A preocupação maior era salvar vidas, prejuízos à economia com a cidade parada ficaram para ser contabilizados depois. Claro que Sandy deixou um rastro de destruição e mexeu com a vida de milhões de pessoas. Houve mortes, uma delas de um garoto que foi passear no parque com o cachorro e a árvore caiu na cabeça dele. Mas houve outras, provocadas pela subida do mar no sul da ilha e nas redondezas que inundaram casas e causaram mortes. Abaixo da Rua 42, a energia foi cortada por dois ou três dias, a internet caiu, uma grua ameaçou despencar em Times Square.
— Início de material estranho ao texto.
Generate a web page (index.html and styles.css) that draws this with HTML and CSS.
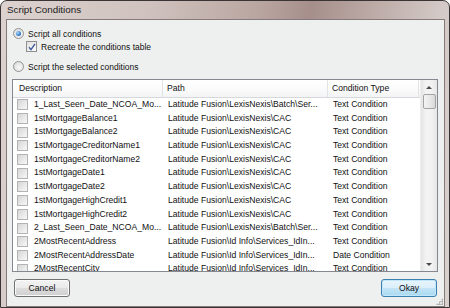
FILE: index.html
```html
<!DOCTYPE html>
<html lang="en">
<head>
    <meta charset="UTF-8">
    <title>Script Conditions</title>
    <link rel="stylesheet" href="styles.css">
</head>
<body>

    <div class="window">
        <div class="titlebar">Script Conditions</div>
        <div class="client">
            <div class="option">
                <span class="radio checked"></span>Script all conditions
            </div>
            <div class="option sub">
                <span class="check">
                    <svg width="8" height="8" viewBox="0 0 8 8"><path d="M1 4.2 L3 6.6 L7 0.8" fill="none" stroke="#3d5a9a" stroke-width="1.4"/></svg>
                </span>Recreate the conditions table
            </div>
            <div class="option gap">
                <span class="radio"></span>Script the selected conditions
            </div>

            <div class="list">
                <div class="grid">
                    <div class="head">
                        <div class="th">Description</div>
                        <div class="th">Path</div>
                        <div class="th">Condition Type</div>
                        <div class="th"></div>
                    </div>
                    <div class="row"><div class="td desc"><span class="box"></span>1_Last_Seen_Date_NCOA_Mo...</div><div class="td">Latitude Fusion\LexisNexis\Batch\Ser...</div><div class="td">Text Condition</div></div>
                    <div class="row"><div class="td desc"><span class="box"></span>1stMortgageBalance1</div><div class="td">Latitude Fusion\LexisNexis\CAC</div><div class="td">Text Condition</div></div>
                    <div class="row"><div class="td desc"><span class="box"></span>1stMortgageBalance2</div><div class="td">Latitude Fusion\LexisNexis\CAC</div><div class="td">Text Condition</div></div>
                    <div class="row"><div class="td desc"><span class="box"></span>1stMortgageCreditorName1</div><div class="td">Latitude Fusion\LexisNexis\CAC</div><div class="td">Text Condition</div></div>
                    <div class="row"><div class="td desc"><span class="box"></span>1stMortgageCreditorName2</div><div class="td">Latitude Fusion\LexisNexis\CAC</div><div class="td">Text Condition</div></div>
                    <div class="row"><div class="td desc"><span class="box"></span>1stMortgageDate1</div><div class="td">Latitude Fusion\LexisNexis\CAC</div><div class="td">Text Condition</div></div>
                    <div class="row"><div class="td desc"><span class="box"></span>1stMortgageDate2</div><div class="td">Latitude Fusion\LexisNexis\CAC</div><div class="td">Text Condition</div></div>
                    <div class="row"><div class="td desc"><span class="box"></span>1stMortgageHighCredit1</div><div class="td">Latitude Fusion\LexisNexis\CAC</div><div class="td">Text Condition</div></div>
                    <div class="row"><div class="td desc"><span class="box"></span>1stMortgageHighCredit2</div><div class="td">Latitude Fusion\LexisNexis\CAC</div><div class="td">Text Condition</div></div>
                    <div class="row"><div class="td desc"><span class="box"></span>2_Last_Seen_Date_NCOA_Mo...</div><div class="td">Latitude Fusion\LexisNexis\Batch\Ser...</div><div class="td">Text Condition</div></div>
                    <div class="row"><div class="td desc"><span class="box"></span>2MostRecentAddress</div><div class="td">Latitude Fusion\Id Info\Services_IdIn...</div><div class="td">Text Condition</div></div>
                    <div class="row"><div class="td desc"><span class="box"></span>2MostRecentAddressDate</div><div class="td">Latitude Fusion\Id Info\Services_IdIn...</div><div class="td">Date Condition</div></div>
                    <div class="row"><div class="td desc"><span class="box"></span>2MostRecentCity</div><div class="td">Latitude Fusion\Id Info\Services_IdIn...</div><div class="td">Text Condition</div></div>
                </div>
                <div class="scrollbar">
                    <div class="arrow up"></div>
                    <div class="thumb"></div>
                    <div class="track"></div>
                    <div class="arrow down"></div>
                </div>
            </div>

            <div class="buttons">
                <button class="btn">Cancel</button>
                <button class="btn default">Okay</button>
            </div>
            <span class="grip"></span>
        </div>
    </div>

</body>
</html>
```

FILE: styles.css
```css
body {
    margin: 0;
    font-family: "Liberation Sans", Arial, sans-serif;
    background-color: #ffffff;
}
.window {
    width: 448px;
    height: 306px;
    border: 1px solid #3b3434;
    border-radius: 7px 7px 0 0;
    background: linear-gradient(100deg, #dcd2cf 0%, #cfc2be 30%, #b9a5a0 52%, #a68f8a 62%, #b8a5a1 72%, #d3c9c6 88%, #d9d1ce 100%);
    display: flex;
    flex-direction: column;
}
.titlebar {
    height: 18px;
    line-height: 18px;
    padding-left: 6px;
    font-size: 9.8px;
    color: #1c1c1c;
}
.client {
    position: relative;
    margin: 0 4px 0 5px;
    height: 280px;
    border: 1px solid #86797a;
    background-color: #eef0ef;
    padding: 7px 6px 3px 5px;
    display: flex;
    flex-direction: column;
    font-size: 8.6px;
    color: #111;
}
.option {
    height: 13px;
    display: flex;
    align-items: center;
    padding-left: 1px;
    font-size: 8.5px;
}
.option.sub {
    padding-left: 14px;
}
.option.gap {
    margin-top: 7px;
    margin-bottom: 6px;
}
.radio {
    position: relative;
    width: 9px;
    height: 9px;
    margin-right: 4px;
    border: 1px solid #939393;
    border-radius: 50%;
    background: radial-gradient(circle at 60% 60%, #f8f8f8, #d6d6d6);
}
.radio.checked::after {
    content: "";
    position: absolute;
    left: 2px;
    top: 2px;
    width: 5px;
    height: 5px;
    border-radius: 50%;
    background: radial-gradient(circle at 35% 35%, #a9d9fb, #2a6fc1 70%, #1c4f95);
}
.check {
    width: 9px;
    height: 9px;
    margin-right: 4px;
    border: 1px solid #8f8f8f;
    background: linear-gradient(135deg, #e0e0e0, #fbfbfb);
    display: flex;
    align-items: center;
    justify-content: center;
}
.list {
    height: 191px;
    border: 1px solid #838891;
    background-color: #ffffff;
    display: flex;
}
.grid {
    flex: 1;
    overflow: hidden;
}
.head, .row {
    display: grid;
    grid-template-columns: 150px 165px 91px 2px;
}
.head {
    height: 17px;
    border-bottom: 1px solid #d6d8dc;
    background: linear-gradient(#ffffff, #fafafa 60%, #f3f4f6);
}
.th {
    border-right: 1px solid #e2e3e5;
    line-height: 17px;
    padding-left: 4px;
    white-space: nowrap;
}
.th:first-child {
    padding-left: 6px;
}
.th:last-child {
    border-right: none;
}
.row {
    height: 13.7px;
}
.td {
    line-height: 13.7px;
    padding-left: 5px;
    white-space: nowrap;
    overflow: hidden;
}
.td.desc {
    display: flex;
    align-items: center;
    padding-left: 4px;
}
.box {
    flex: none;
    width: 9px;
    height: 9px;
    margin-right: 6px;
    border: 1px solid #b3b3b3;
    background: linear-gradient(135deg, #d6d6d6, #f8f8f8);
}
.scrollbar {
    width: 16px;
    display: flex;
    flex-direction: column;
    align-items: center;
    background: linear-gradient(90deg, #e4e4e4, #f3f3f3 30%, #f1f1f1 70%, #e6e6e6);
    border-left: 1px solid #eeeeee;
}
.arrow {
    height: 14px;
    width: 16px;
    display: flex;
    align-items: center;
    justify-content: center;
}
.arrow.up::after {
    content: "";
    border: 3px solid transparent;
    border-top: none;
    border-bottom: 3px solid #4a4a4a;
}
.arrow.down::after {
    content: "";
    border: 3px solid transparent;
    border-bottom: none;
    border-top: 3px solid #4a4a4a;
}
.thumb {
    width: 11px;
    height: 13px;
    border: 1px solid #a3a3a3;
    border-radius: 2px;
    background: linear-gradient(90deg, #f4f4f4, #e8e8e8 50%, #d9d9d9);
}
.track {
    flex: 1;
}
.buttons {
    margin-top: 7px;
    padding: 0 1px 0 2px;
    display: flex;
    justify-content: space-between;
}
.btn {
    width: 56px;
    height: 18px;
    padding: 0;
    border: 1px solid #707070;
    border-radius: 3px;
    font-family: inherit;
    font-size: 8.6px;
    color: #111;
    background: linear-gradient(#f3f3f3, #ebebeb 48%, #dddddd 52%, #cfcfcf);
    box-shadow: inset 0 0 0 1px #fbfbfb;
}
.btn.default {
    border-color: #3c7fb1;
    background: linear-gradient(#e8f5fc, #dbeffb 48%, #c2e4f6 52%, #a9d9f2);
    box-shadow: inset 0 0 0 1px #bfe6fb;
}
.grip {
    position: absolute;
    right: 1px;
    bottom: 1px;
    width: 7px;
    height: 7px;
    background: radial-gradient(circle, #9a9a9a 0.8px, transparent 1px) 0 0 / 2.5px 2.5px;
    clip-path: polygon(100% 0, 100% 100%, 0 100%);
}
```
Podia ser pior: informações detalhadas ajudaram a controlar o pânico e a diminuir a dimensão da tragédia. Sem medo de ser porta-voz de más notícias, governadores de estados vizinhos e prefeito prestaram contas do que acontecia em entrevistas, pelo menos, duas vezes por dia, entrando no ar até tarde da noite
O potencial de destruição de um furacão é maior do que o das nossas tempestades. É dramático em Nova York e no Brasil. Mas evitou-se o que era evitável: ônibus sendo levados pelas águas, milhares presos no trânsito, famílias inteiras soterradas em deslizamentos de encostas.
Era época de campanha eleitoral e a violência de Sandy amainou as brigas entre candidatos mesmo se a política não saiu de cena. Obama, candidato à reeleição, reassumiu o estilo presidencial, sem disfarçar olheiras e magreza típicas de campanhas. Da “situation room”, espaço simbólico das reuniões com militares, comandou a resposta ao furacão, assinou decretos de emergência, liberou recursos aos estados e telefonou pessoalmente para os governadores, sem distinções de filiações partidárias. “Não aceito burocracias”, advertiu, garantindo todo o necessário para a vida voltar ao normal.
Nos e-mails à militância, pediu doação para a Cruz Vermelha em vez de dinheiro para a campanha. O Air Force One também mudou de rota: saiu dos comícios e fez viagens aos lugares atingidos por Sandy. Os eleitores de um e outro candidato empilhavam arroz e água para as vítimas do furacão nos lugares em que atos de campanha estavam programados.
O medo lá é temperado pelo sentimento de confiança na preparação da cidade para enfrentar a natureza em fúria. Já aqui vivemos o pânico com o abandono da cidade e o descaso com a vida dos cidadãos.